Pearl on her rampage

Halperin connects yearning for elsewhere and “a feeling of superiority to boring, normal people” to “a noted (celebrated or abominated) feature of gay male subjectivity.” Maybe. And certainly, Pearl is begging to be claimed as a favorite camp anti-heroine. More than that, though, her motivation to leave all this farm bullshit behind for the stage no matter who she has to axe murder strikes me as bigger than that. It’s woefully American. I mean, what is the American Dream, at least one form of it, not this humble house and a yard throwback we’re sold yet increasingly rarely achieve, other than a blood sport that requires plowing over your family—and really anyone else—to get your moment in the spotlight?

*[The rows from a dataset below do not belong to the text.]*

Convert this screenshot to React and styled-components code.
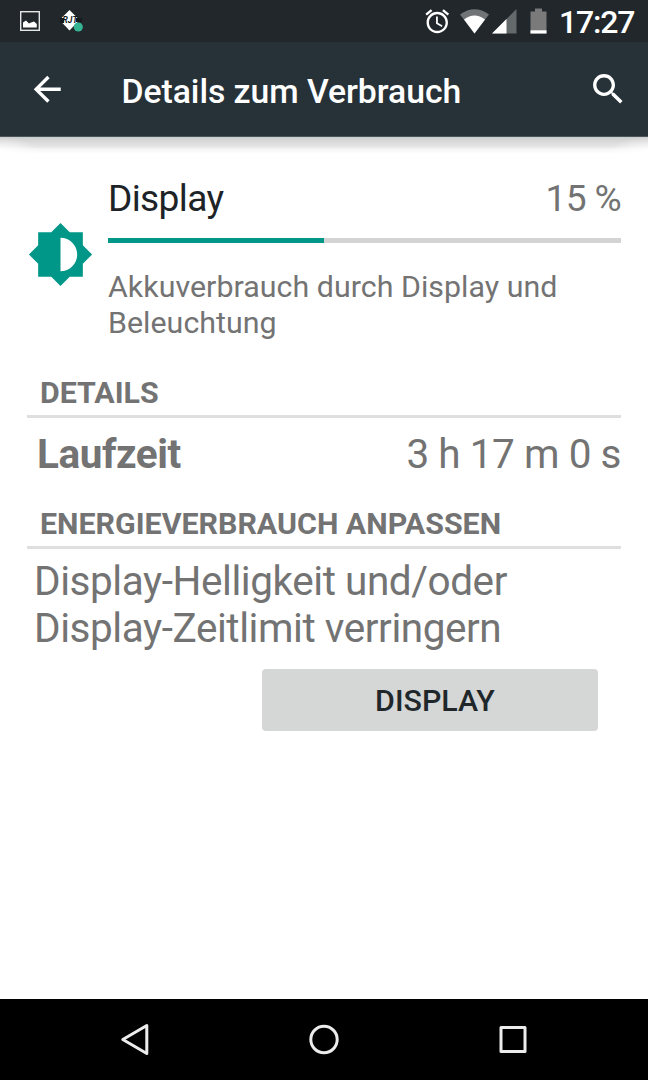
import React from "react";
import styled, { createGlobalStyle } from "styled-components";

const GlobalStyle = createGlobalStyle`
  * {
    box-sizing: border-box;
  }
  body {
    margin: 0;
    background: #fff;
    font-family: Roboto, "Liberation Sans", sans-serif;
    color: #737373;
  }
`;

const Screen = styled.div`
  display: flex;
  flex-direction: column;
  width: 648px;
  height: 1080px;
  overflow: hidden;
`;

const StatusBar = styled.div`
  display: flex;
  justify-content: space-between;
  height: 42px;
  padding: 0 13px 0 20px;
  background: #21272b;
`;

const StatusGroup = styled.div`
  display: flex;
  align-items: center;
`;

const Icon = styled.svg`
  display: block;
  flex: none;
  width: ${(props) => props.$w}px;
  height: ${(props) => props.$h || props.$w}px;
  margin-left: ${(props) => props.$gap || 0}px;
`;

const Clock = styled.span`
  width: 76px;
  margin-left: 12px;
  font-size: 32px;
  font-weight: 500;
  letter-spacing: -1.2px;
  line-height: 42px;
  padding-top: 1px;
  color: #fff;
`;

const Toolbar = styled.header`
  display: flex;
  align-items: center;
  height: 95px;
  padding: 0 20px 0 27px;
  background: #263238;
  border-bottom: 1px solid #4a5459;
`;

const Title = styled.h1`
  flex: 1;
  margin: 0;
  padding: 5px 0 0 54px;
  font-size: 33.75px;
  font-weight: 500;
  letter-spacing: -0.05px;
  line-height: 40px;
  color: #fff;
`;

const Content = styled.main`
  flex: 1;
  padding: 0 27px;
  background:
    radial-gradient(40px 16px at 0 16px, #fff, #fff0) no-repeat,
    radial-gradient(40px 16px at 100% 16px, #fff, #fff0) no-repeat,
    linear-gradient(#cdcfce, #d9dad9 5px, #e6e7e6 10px, #f5f5f5 12px, #fff 17px) no-repeat;
`;

const Usage = styled.section`
  display: flex;
  padding-top: 40px;
`;

const UsageIcon = styled.div`
  width: 81px;
  padding-top: 44px;
`;

const UsageBody = styled.div`
  flex: 1;
`;

const UsageHead = styled.div`
  display: flex;
  justify-content: space-between;
  font-size: 37.125px;
  letter-spacing: -0.65px;
  line-height: 44px;
`;

const Name = styled.span`
  color: #1d2327;
`;

const Track = styled.div`
  height: 5px;
  margin-top: 17px;
  background: #d4d4d4;
`;

const Fill = styled.div`
  height: 100%;
  background: #009688;
`;

const Description = styled.p`
  margin: 26px 0 0;
  font-size: 30.375px;
  letter-spacing: 0.03px;
  line-height: 35.5px;
`;

const SectionTitle = styled.h2`
  margin: ${(props) => props.$top}px 0 0;
  padding: 0 0 4px 13px;
  border-bottom: 3px solid #dfdfdf;
  font-size: 30.375px;
  font-weight: 700;
  line-height: 36px;
`;

const Row = styled.div`
  display: flex;
  justify-content: space-between;
  padding: 12px 0 0 10px;
  font-size: 40.5px;
  letter-spacing: -0.45px;
  line-height: 48px;
`;

const Label = styled.span`
  font-weight: 700;
`;

const Hint = styled.p`
  margin: 9px 0 0;
  padding-left: 7px;
  font-size: 40.5px;
  letter-spacing: -0.44px;
  line-height: 46.5px;
`;

const Button = styled.button`
  display: block;
  width: 336px;
  height: 62px;
  margin: 18px 23px 0 auto;
  padding: 1px 0 0 10px;
  border: 0;
  border-radius: 4px;
  background: #d5d7d6;
  color: #1f272b;
  font-family: inherit;
  font-size: 30.375px;
  font-weight: 500;
`;

const NavBar = styled.nav`
  display: flex;
  align-items: center;
  justify-content: center;
  gap: 149px;
  height: 81px;
  background: #000;
`;

const PictureIcon = () => (
  <Icon $w={20} viewBox="0 0 20 20">
    <rect x="0.7" y="0.7" width="18.6" height="18.6" fill="none" stroke="#e4e5e5" strokeWidth="1.4" />
    <path d="M3 16.5V11.5L6 9.5l3 3 2-1 3-1 2.8 2.5v3.5z" fill="#fff" />
  </Icon>
);

const BadgeIcon = () => (
  <Icon $w={24} $h={24} $gap={20} viewBox="0 0 24 24">
    <path d="M9.5 1L19.5 11l-10 10.5L-0.5 11z" fill="#fff" />
    <path d="M0 9h4v5H0zM16 9h6v4h-6z" fill="#171b1e" />
    <text x="10" y="14" textAnchor="middle" fontSize="8.5" fontStyle="italic" fontWeight="700" fill="#171b1e">RJT</text>
    <circle cx="18.3" cy="18" r="4.6" fill="#35b392" />
  </Icon>
);

const AlarmIcon = () => (
  <Icon $w={28.5} viewBox="0 0 24 24" fill="#fff">
    <path d="M22 5.72l-4.6-3.86-1.29 1.53 4.6 3.86L22 5.72zM7.88 3.39L6.6 1.86 2 5.71l1.29 1.53 4.59-3.85zM12.5 8H11v6l4.75 2.85.75-1.23-4-2.37V8zM12 4c-4.97 0-9 4.03-9 9s4.02 9 9 9c4.97 0 9-4.03 9-9s-4.03-9-9-9zm0 16c-3.87 0-7-3.13-7-7s3.13-7 7-7 7 3.13 7 7-3.13 7-7 7z" />
  </Icon>
);

const WifiIcon = () => (
  <Icon $w={29} $h={25} $gap={9} viewBox="0 0 29 25">
    <path d="M14.5 24.5L0 5.5Q14.5-5 29 5.5z" fill="#707477" />
    <path d="M14.5 24.5L4 10.5Q14.5 2.5 25 10.5z" fill="#fff" />
  </Icon>
);

const SignalIcon = () => (
  <Icon $w={25} $h={25} $gap={3} viewBox="0 0 25 25">
    <path d="M0 24.5L24.5 0v24.5z" fill="#64696c" />
    <path d="M0 24.5L14.5 10v14.5z" fill="#fff" />
  </Icon>
);

const BatteryIcon = () => (
  <Icon $w={17} $h={26} $gap={13} viewBox="0 0 17 26">
    <path d="M0.5 3.5H5V0.5h7v3h4.5v22H0.5z" fill="#7a7a7a" />
    <path d="M0.5 22.3h16v3.2h-16z" fill="#fff" />
  </Icon>
);

const BackIcon = () => (
  <Icon $w={40.5} viewBox="0 0 24 24" fill="#fff">
    <path d="M20 11H7.83l5.59-5.59L12 4l-8 8 8 8 1.41-1.41L7.83 13H20v-2z" />
  </Icon>
);

const SearchIcon = () => (
  <Icon $w={40.5} viewBox="0 0 24 24" fill="#fff">
    <path d="M15.5 14h-.79l-.28-.27C15.41 12.59 16 11.11 16 9.5 16 5.91 13.09 3 9.5 3S3 5.91 3 9.5 5.91 16 9.5 16c1.61 0 3.09-.59 4.23-1.57l.27.28v.79l5 4.99L20.49 19l-4.99-5zm-6 0C7.01 14 5 11.99 5 9.5S7.01 5 9.5 5 14 7.01 14 9.5 11.99 14 9.5 14z" />
  </Icon>
);

const BrightnessIcon = () => (
  <Icon $w={67} viewBox="0 0 24 24" fill="#009688">
    <path d="M20 15.31L23.31 12 20 8.69V4h-4.69L12 .69 8.69 4H4v4.69L.69 12 4 15.31V20h4.69L12 23.31 15.31 20H20v-4.69zM12 18V6c3.31 0 6 2.69 6 6s-2.69 6-6 6z" />
  </Icon>
);

const navShapes = [
  <path d="M31.8 4.5v28L7.8 18.5z" />,
  <circle cx="20" cy="18.5" r="13.2" />,
  <rect x="8" y="6.5" width="24" height="24" />,
];

const App = () => {
  const percent = 15;
  // bar is scaled against the biggest consumer, not against 100
  const maxPercent = 35.6;

  return (
    <Screen>
      <GlobalStyle />
      <StatusBar>
        <StatusGroup>
          <PictureIcon />
          <BadgeIcon />
        </StatusGroup>
        <StatusGroup>
          <AlarmIcon />
          <WifiIcon />
          <SignalIcon />
          <BatteryIcon />
          <Clock>17:27</Clock>
        </StatusGroup>
      </StatusBar>
      <Toolbar>
        <BackIcon />
        <Title>Details zum Verbrauch</Title>
        <SearchIcon />
      </Toolbar>
      <Content>
        <Usage>
          <UsageIcon>
            <BrightnessIcon />
          </UsageIcon>
          <UsageBody>
            <UsageHead>
              <Name>Display</Name>
              <span>{percent} %</span>
            </UsageHead>
            <Track>
              <Fill style={{ width: `${(percent / maxPercent) * 100}%` }} />
            </Track>
            <Description>
              Akkuverbrauch durch Display und Beleuchtung
            </Description>
          </UsageBody>
        </Usage>
        <SectionTitle $top={35}>DETAILS</SectionTitle>
        <Row>
          <Label>Laufzeit</Label>
          <span>3 h 17 m 0 s</span>
        </Row>
        <SectionTitle $top={28}>ENERGIEVERBRAUCH ANPASSEN</SectionTitle>
        <Hint>
          Display-Helligkeit und/oder
          <br />
          Display-Zeitlimit verringern
        </Hint>
        <Button>DISPLAY</Button>
      </Content>
      <NavBar>
        {navShapes.map((shape, i) => (
          <Icon key={i} $w={40} $h={37} viewBox="0 0 40 37" fill="none" stroke="#ececec" strokeWidth="3" strokeLinejoin="round">
            {shape}
          </Icon>
        ))}
      </NavBar>
    </Screen>
  );
};

export default App;
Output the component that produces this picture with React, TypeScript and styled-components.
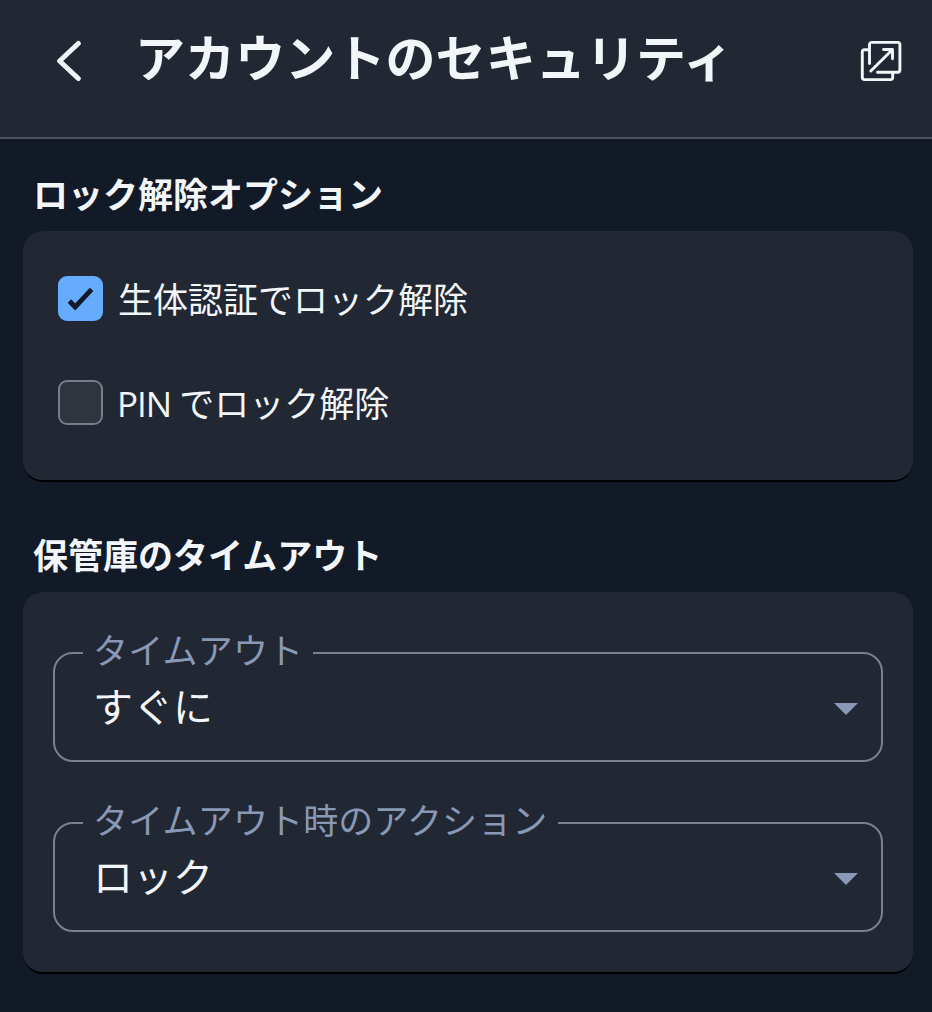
import React from "react";
import styled, { createGlobalStyle } from "styled-components";

const GlobalStyle = createGlobalStyle`
  *, *::before, *::after { box-sizing: border-box; }
  body {
    margin: 0;
    background: #121a27;
    color: #f3f6f9;
    font-family: "Open Sans", "Noto Sans CJK JP", sans-serif;
  }
`;

const Page = styled.div`
  display: flex;
  flex-direction: column;
  height: 1012px;
  overflow: hidden;
  background: #121a27;
`;

const Header = styled.header`
  display: flex;
  align-items: flex-start;
  flex: none;
  height: 139px;
  padding: 0 30px 0 56px;
  background: #212733;
  border-bottom: 2px solid #4c525f;
`;

const IconButton = styled.button<{ $width: number }>`
  display: flex;
  flex: none;
  width: ${(p) => p.$width}px;
  margin: 40px 0 0;
  padding: 0;
  border: 0;
  background: none;
  color: #f3f6f9;
`;

const Title = styled.h1`
  flex: 1;
  margin: 0 0 0 50px;
  font-size: 50px;
  font-weight: 700;
  letter-spacing: 0.1px;
  line-height: 116px;
  white-space: nowrap;
`;

const Main = styled.main`
  display: flex;
  flex-direction: column;
  padding: 31px 19px 0 23px;
`;

const SectionTitle = styled.h2`
  margin: 0 0 11px;
  padding-left: 10px;
  font-size: 35px;
  font-weight: 700;
  line-height: 50px;
  white-space: nowrap;
`;

const Card = styled.section<{ $height: number; $padding: string }>`
  display: flex;
  flex-direction: column;
  height: ${(p) => p.$height}px;
  margin-bottom: 49px;
  padding: ${(p) => p.$padding};
  background: #212733;
  border-radius: 20px;
  border-bottom: 2px solid #000;
`;

const Option = styled.label`
  display: flex;
  align-items: center;
  gap: 15px;
  height: 45px;
  margin-bottom: 59px;
`;

const OptionText = styled.span`
  padding-top: 2px;
  font-size: 35px;
  line-height: 45px;
  white-space: pre;
`;

const Latin = styled.span`
  margin-left: -1px;
  letter-spacing: -1px;
`;

const Box = styled.span<{ $checked: boolean }>`
  display: flex;
  flex: none;
  align-items: center;
  justify-content: center;
  width: 45px;
  height: 45px;
  border-radius: 9px;
  border: ${(p) => (p.$checked ? "0" : "2px solid #777d8a")};
  background: ${(p) => (p.$checked ? "#65abff" : "#30343d")};
`;

const Field = styled.fieldset`
  min-width: 0;
  height: 110px;
  margin: 0 0 60px;
  padding: 0 23px 0 28px;
  border: 2px solid #7b808c;
  border-radius: 20px;
`;

const Legend = styled.legend`
  height: 2px;
  padding: 0 10px;
  color: #8898b5;
  font-size: 35px;
  letter-spacing: 0.15px;
  line-height: 2px;
  white-space: nowrap;
`;

const LegendText = styled.span`
  position: relative;
  top: -2px;
`;

const FieldBody = styled.div`
  display: flex;
  align-items: center;
  justify-content: space-between;
  height: 106px;
  padding-left: 10px;
`;

const Value = styled.span`
  font-size: 40px;
  line-height: 60px;
  white-space: nowrap;
`;

const Arrow = styled.svg`
  flex: none;
  margin-top: 3px;
`;

const BackIcon = () => (
  <svg width="26" height="42" viewBox="0 0 26 42" fill="none" stroke="currentColor" strokeWidth="5" strokeLinecap="round" strokeLinejoin="round">
    <path d="M22.300 3.500 3.600 21l18.700 17.500" />
  </svg>
);

const PopOutIcon = () => (
  <svg width="42" height="42" viewBox="0 0 42 42" fill="none" stroke="currentColor" strokeWidth="2.900" strokeLinecap="round" strokeLinejoin="round">
    <path d="M9.500 23.500V4.600a2.200 2.200 0 0 1 2.200-2.200h26a2.200 2.200 0 0 1 2.200 2.200v25.400a2.200 2.200 0 0 1-2.200 2.200H17.500" />
    <path d="M8.500 9.800H4.600a2.300 2.300 0 0 0-2.300 2.300v25.200a2.300 2.300 0 0 0 2.300 2.300h25.800a2.300 2.300 0 0 0 2.300-2.300v-4" />
    <path d="M10.800 31 32.300 9.800M23.500 9.500h9v9.200" />
  </svg>
);

const CheckMark = () => (
  <svg width="45" height="45" viewBox="0 0 45 45" fill="none" stroke="#121a27" strokeWidth="4.800">
    <path d="M11.400 25 17.200 31 33.600 13.300" />
  </svg>
);

const Select = ({ label, value }: { label: string; value: string }) => (
  <Field>
    <Legend>
      <LegendText>{label}</LegendText>
    </Legend>
    <FieldBody>
      <Value>{value}</Value>
      <Arrow width="24" height="12" viewBox="0 0 24 12">
        <path d="M0 0h24L12 12z" fill="#8898b5" />
      </Arrow>
    </FieldBody>
  </Field>
);

export default function App() {
  return (
    <>
      <GlobalStyle />
      <Page>
        <Header>
          <IconButton $width={29} aria-label="戻る">
            <BackIcon />
          </IconButton>
          <Title>アカウントのセキュリティ</Title>
          <IconButton $width={42} aria-label="新しいウィンドウで開く">
            <PopOutIcon />
          </IconButton>
        </Header>
        <Main>
          <SectionTitle>ロック解除オプション</SectionTitle>
          <Card $height={251} $padding="45px 35px 0">
            <Option>
              <Box $checked>
                <CheckMark />
              </Box>
              <OptionText>生体認証でロック解除</OptionText>
            </Option>
            <Option>
              <Box $checked={false} />
              <OptionText>
                <Latin>PIN </Latin>でロック解除
              </OptionText>
            </Option>
          </Card>
          <SectionTitle>保管庫のタイムアウト</SectionTitle>
          <Card $height={382} $padding="60px 30px 0">
            <Select label="タイムアウト" value="すぐに" />
            <Select label="タイムアウト時のアクション" value="ロック" />
          </Card>
        </Main>
      </Page>
    </>
  );
}
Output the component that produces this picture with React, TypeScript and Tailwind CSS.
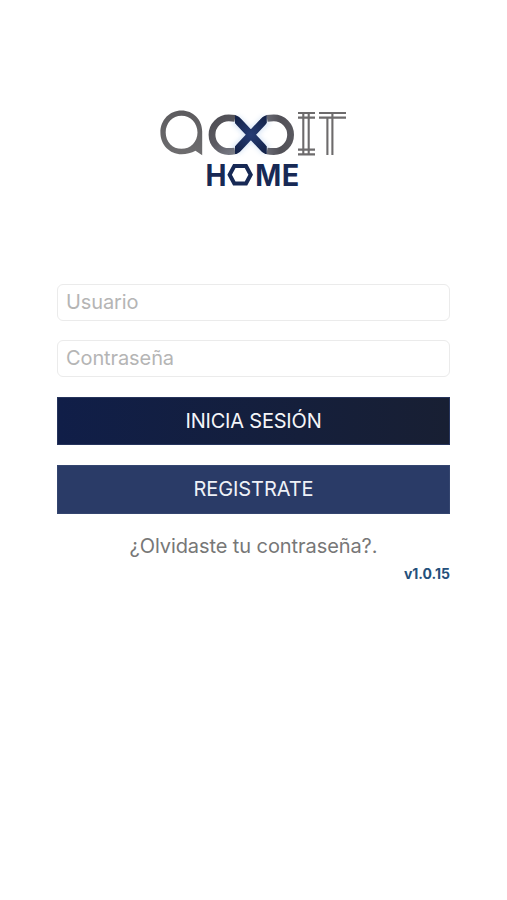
function Logo() {
  return (
    <svg width="200" height="90" viewBox="154 105 200 90" role="img" aria-label="acxoIT HOME">
      <defs>
        <linearGradient id="grey" x1="0" y1="0" x2="0" y2="1">
          <stop offset="0" stopColor="#5c5b5e" />
          <stop offset="1" stopColor="#6e6d6f" />
        </linearGradient>
        <linearGradient id="ringLeft" gradientUnits="userSpaceOnUse" x1="209" y1="115" x2="235" y2="154">
          <stop offset="0" stopColor="#4c4b51" />
          <stop offset="0.6" stopColor="#5c5b62" />
          <stop offset="1" stopColor="#7a7d88" />
        </linearGradient>
        <linearGradient id="ringRight" gradientUnits="userSpaceOnUse" x1="266" y1="0" x2="294" y2="0">
          <stop offset="0" stopColor="#6b6c76" />
          <stop offset="0.5" stopColor="#515057" />
          <stop offset="1" stopColor="#5a595f" />
        </linearGradient>
        <radialGradient id="cross" gradientUnits="userSpaceOnUse" cx="251" cy="134.7" r="22">
          <stop offset="0" stopColor="#263c74" />
          <stop offset="1" stopColor="#14234a" />
        </radialGradient>
        <clipPath id="crossClip">
          <rect x="235" y="115.3" width="31.8" height="38.8" />
        </clipPath>
        <filter id="glow" x="-20%" y="-20%" width="140%" height="140%">
          <feGaussianBlur stdDeviation="2" />
        </filter>
      </defs>
      <path d="M235 119L267 151M235 151L267 119" stroke="#b9d0ee" strokeWidth="11" opacity="0.45" filter="url(#glow)" />
      <path
        fill="url(#grey)"
        fillRule="evenodd"
        d="M181.5 110.5C193 110.5 202.2 119.5 202.2 131.5V155.2L195.5 150.8C191.5 153.2 186.5 154.2 181.5 154.2C169.5 154.2 160.4 144.5 160.4 132.4C160.4 120.2 169.5 110.5 181.5 110.5ZM181.5 115.8C172.5 115.8 165.7 123.2 165.7 132.4C165.7 141.6 172.5 148.8 181.5 148.8C190.5 148.8 197.5 141.6 197.5 132.4C197.5 123.2 190.5 115.8 181.5 115.8Z"
      />
      <path d="M235 118.4Q232 117.9 228.8 117.9A16.800 16.800 0 0 0 228.800 151.500Q232 151.500 235 151" fill="none" stroke="url(#ringLeft)" strokeWidth="6.800" />
      <path d="M267 118.400Q270 117.900 273.800 117.900A16.800 16.800 0 0 1 273.800 151.500Q270 151.500 267 151" fill="none" stroke="url(#ringRight)" strokeWidth="6.800" />
      <path
        d="M232 117.900Q236.500 118.700 239 122L262.800 147.400Q265.300 150.700 270 151.500M232 151.500Q236.500 150.700 239 147.400L262.800 122Q265.300 118.700 270 117.900"
        clipPath="url(#crossClip)"
        fill="none"
        stroke="url(#cross)"
        strokeWidth="7.500"
      />
      <path
        d="M298 113H315M298 117.600H315M303.300 113V154.500M308.700 113V154.500M298 149.600H315M298 154.400H315M319 113H346M319 117.600H346M327.400 117.600V155M332.400 113V155"
        fill="none"
        stroke="#6d6b6c"
        strokeWidth="2.100"
      />
      <g fill="#172955" fontFamily="Inter, sans-serif" fontWeight="700" fontSize="29.500">
        <text x="205.400" y="185.500" textLength="21" lengthAdjust="spacingAndGlyphs">H</text>
        <text x="255.200" y="185.500" textLength="26" lengthAdjust="spacingAndGlyphs">M</text>
        <text x="281.800" y="185.500" textLength="17.500" lengthAdjust="spacingAndGlyphs">E</text>
      </g>
      <path d="M234.300 166H246L250.700 174.700L246 183.400H234.300L229.600 174.700Z" fill="none" stroke="#172955" strokeWidth="4" />
    </svg>
  );
}

const fieldClass =
  "block h-[37px] w-full rounded-md border border-[#ebebeb] bg-white px-2 pb-[2px] text-[20px] tracking-[-0.1px] text-[#555] outline-none placeholder:text-[#b5b5b5]";

export default function App() {
  return (
    <main className="flex h-[900px] w-full flex-col bg-white px-[57px] font-['Inter',sans-serif]">
      <header className="flex justify-center pt-[105px]">
        <Logo />
      </header>
      <form className="mt-[89px] flex flex-col" onSubmit={(e) => e.preventDefault()}>
        <input className={fieldClass} placeholder="Usuario" aria-label="Usuario" />
        <input className={`${fieldClass} mt-[19px]`} type="password" placeholder="Contraseña" aria-label="Contraseña" />
        <button
          type="submit"
          className="mt-[20px] h-[48px] border border-[#26345c] bg-linear-to-r from-[#101e48] to-[#181f33] pb-px text-[20px] tracking-[-0.2px] text-[#f4f5f8]"
        >
          INICIA SESIÓN
        </button>
        <button type="button" className="mt-[20px] h-[49px] border border-[#34456f] bg-[#2a3b67] pb-px text-[20px] tracking-[-0.1px] text-[#eef1f7]">
          REGISTRATE
        </button>
        <a href="#" className="mt-[17px] text-center text-[20px] leading-[30px] tracking-[-0.08px] text-[#777]">
          ¿Olvidaste tu contraseña?.
        </a>
        <p className="mt-[3px] text-right text-[14px] leading-[20px] font-bold text-[#24507b]">v1.0.15</p>
      </form>
    </main>
  );
}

Like most American Dreams, Pearl fails at achieving this too. And she knows it. Rather than continuing to strive for her rightful place centerstage, Pearl decides, as she tells Mitsy, “It’s about making the best of what I have.” Of course, that’s not great news for Mitsy. Nor is it for Howard who returns home from the war in the last scene to discover his own American Dream—that other humble home one I mentioned—rotting at its core. Literally. Pearl greets him with a wide lunatic grin, which Goth holds all the way through the end credits; her eyes watering, her mouth quivering and falling, only to be yanked up again. Not only a moment of pure unadulterated unsettling and rewarding camp, it’s also an exhilarating example of, as Halperin describes, “the uncanny terror of a womanliness that breaks through the norms of polite decorum and finally lets go.”